Mount Everest is 29,029 feet above sea level. Or, maybe it’s 29,017 feet. China and Nepal, which share the summit, have occasionally argued about the actual height of the mountain. Nepal has maintained the 29,029-foot mark since the 1950s. China claimed Everest has an actual rock height of 29,017 feet after a measurement in 2005 subtracted snow, while the traditional higher figure has always included the snowpack on the summit. Nepal and China agreed to agree on the 29,029-foot mark in 2010, possibly after more climbers wanted to approach from Nepal’s side because of the higher recognized elevation figure.
But now Nepal is conducting its own survey and plans to announce the results in January.
Past measurements have included scientists from around the world (those from Nepal have typically not been invited) but this time a two-person Nepali team, Chief Survey Officer Khim Lal Gautam and Survey Officer Rabin Karki, will climb Everest assisted by Sherpas, to take sophisticated GPS measurements from the top with a Trimble, a sort of wand familiar to anyone who has worked in any field that measures precise coordinates.
For ten minutes the two surveyors will stand on the peak and collect satellite data, providing about as close as a measurement as is possible. Then they will gather their gear and shuffle back to base camp to meet with fellow surveyors.
In addition to summit measurements, they’ll also take precise leveling, trigonometric leveling, gravity survey, and GNSS survey data into account to map the mountain’s height.
The Nepali government expects that the survey team will be able to pinpoint the height of Everest to within the centimeter.
Much of the heavy lifting of determining the precise height of the summit will come from ground-penetrating radar. It can beam through snow and bounce back from the rock closest to the summit to determine both the total height of the peak, including snowpack, and the rock below.
Put that data together with GPS readings from the summit, trigonometric calculations from the valley below, and take into account previous measurements, and, hopefully, that down-to-the-centimeter height will be nailed down.
Will it still be 29,029 feet?

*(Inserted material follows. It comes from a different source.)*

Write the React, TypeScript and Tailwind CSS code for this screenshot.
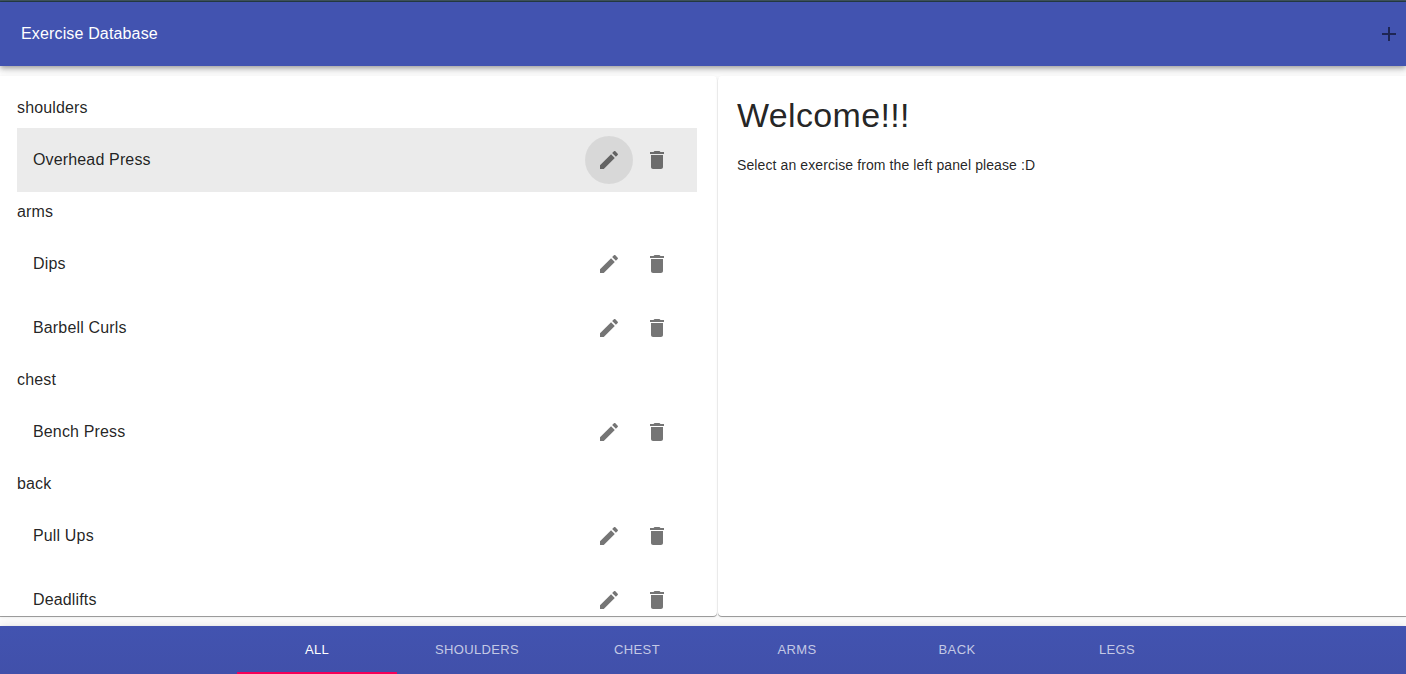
type Group = { name: string; items: string[] };

const groups: Group[] = [
  { name: 'shoulders', items: ['Overhead Press'] },
  { name: 'arms', items: ['Dips', 'Barbell Curls'] },
  { name: 'chest', items: ['Bench Press'] },
  { name: 'back', items: ['Pull Ups', 'Deadlifts'] },
];

const tabs = ['ALL', 'SHOULDERS', 'CHEST', 'ARMS', 'BACK', 'LEGS'];

const icons = {
  edit: 'M3 17.25V21h3.75L17.81 9.94l-3.75-3.75L3 17.25zM20.71 7.04c.39-.39.39-1.02 0-1.41l-2.34-2.34c-.39-.39-1.02-.39-1.41 0l-1.83 1.83 3.75 3.75 1.83-1.83z',
  remove: 'M6 19c0 1.1.9 2 2 2h8c1.1 0 2-.9 2-2V7H6v12zM19 4h-3.5l-1-1h-5l-1 1H5v2h14V4z',
  add: 'M19 13h-6v6h-2v-6H5v-2h6V5h2v6h6v2z',
};

function Icon({ d }: { d: string }) {
  return (
    <svg viewBox="0 0 24 24" className="block size-6 shrink-0 fill-current">
      <path d={d} />
    </svg>
  );
}

function Row({ name, active }: { name: string; active: boolean }) {
  return (
    <li className={`flex h-16 items-center pr-4 pl-4 ${active ? 'bg-[#ebebeb]' : ''}`}>
      <span className="flex-1 text-base tracking-[0.15px]">{name}</span>
      <button
        aria-label="Edit"
        className={`flex size-12 items-center justify-center rounded-full text-black/54 ${active ? 'bg-black/8' : ''}`}
      >
        <Icon d={icons.edit} />
      </button>
      <button aria-label="Delete" className="flex size-12 items-center justify-center rounded-full text-black/54">
        <Icon d={icons.remove} />
      </button>
    </li>
  );
}

const paper = 'bg-white shadow-[0_1px_0_0_rgba(0,0,0,0.34),0_1px_3px_0_rgba(0,0,0,0.1)]';

export default function App() {
  return (
    <div className="flex h-[674px] w-[1406px] flex-col overflow-hidden bg-[#fcfcfc] font-['Liberation_Sans',Arial,sans-serif] text-black/87">
      <div className="h-0.5 shrink-0 border-b border-[#263d46] bg-[#40545e]" />
      <header className="flex h-16 shrink-0 items-center justify-between bg-[#4253b0] pr-[5px] pl-[21px] shadow-[0_2px_4px_-1px_rgba(0,0,0,0.2),0_4px_5px_0_rgba(0,0,0,0.14),0_1px_10px_0_rgba(0,0,0,0.12)]">
        <h1 className="text-base tracking-[0.15px] text-white">Exercise Database</h1>
        <button aria-label="Add exercise" className="text-[#1e2654]">
          <Icon d={icons.add} />
        </button>
      </header>
      <main className="mt-2.5 flex h-[540px] shrink-0">
        <section className={`w-[717px] rounded-r-[4px] ${paper}`}>
          <div className="h-full overflow-hidden pt-3 pr-5 pl-[17px]">
            {groups.map((group) => (
              <div key={group.name}>
                <h2 className="flex h-10 items-center text-base tracking-[0.15px]">{group.name}</h2>
                <ul>
                  {group.items.map((item) => (
                    <Row key={item} name={item} active={item === 'Overhead Press'} />
                  ))}
                </ul>
              </div>
            ))}
          </div>
        </section>
        <section className={`ml-px flex-1 rounded-l-[4px] pt-[19px] pl-[19px] ${paper}`}>
          <h2 className="text-[34px] leading-10 tracking-[0.33px]">Welcome!!!</h2>
          <p className="mt-5 text-sm tracking-[0.1px]">Select an exercise from the left panel please :D</p>
        </section>
      </main>
      <nav className="mt-2.5 flex h-12 shrink-0 bg-linear-to-b from-[#4253b0] to-[#4150aa] pl-[237px] shadow-[0_2px_4px_-1px_rgba(0,0,0,0.2),0_4px_5px_0_rgba(0,0,0,0.14),0_1px_10px_0_rgba(0,0,0,0.12)]">
        {tabs.map((tab, i) => (
          <button
            key={tab}
            className={`flex w-40 items-center justify-center border-b-2 pt-0.5 text-[13px] tracking-[0.37px] ${
              i === 0 ? 'border-[#f50057] text-white' : 'border-transparent text-white/70'
            }`}
          >
            {tab}
          </button>
        ))}
      </nav>
    </div>
  );
}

That measurement has been official since an Indian survey in 1954. Earthquakes may have shifted rock and snow since then, altering the height above sea level, and technology has certainly improved, potentially meaning a more accurate measurement. Other countries have tried to triangulate the height of Everest over the decades, occasionally producing a summit height taller or shorter than the officially recognized figure. The New York Times has a wonderful explanation of the history of Everest’s measurements, here.
We’ll all find out what the new, official height is January, 2020.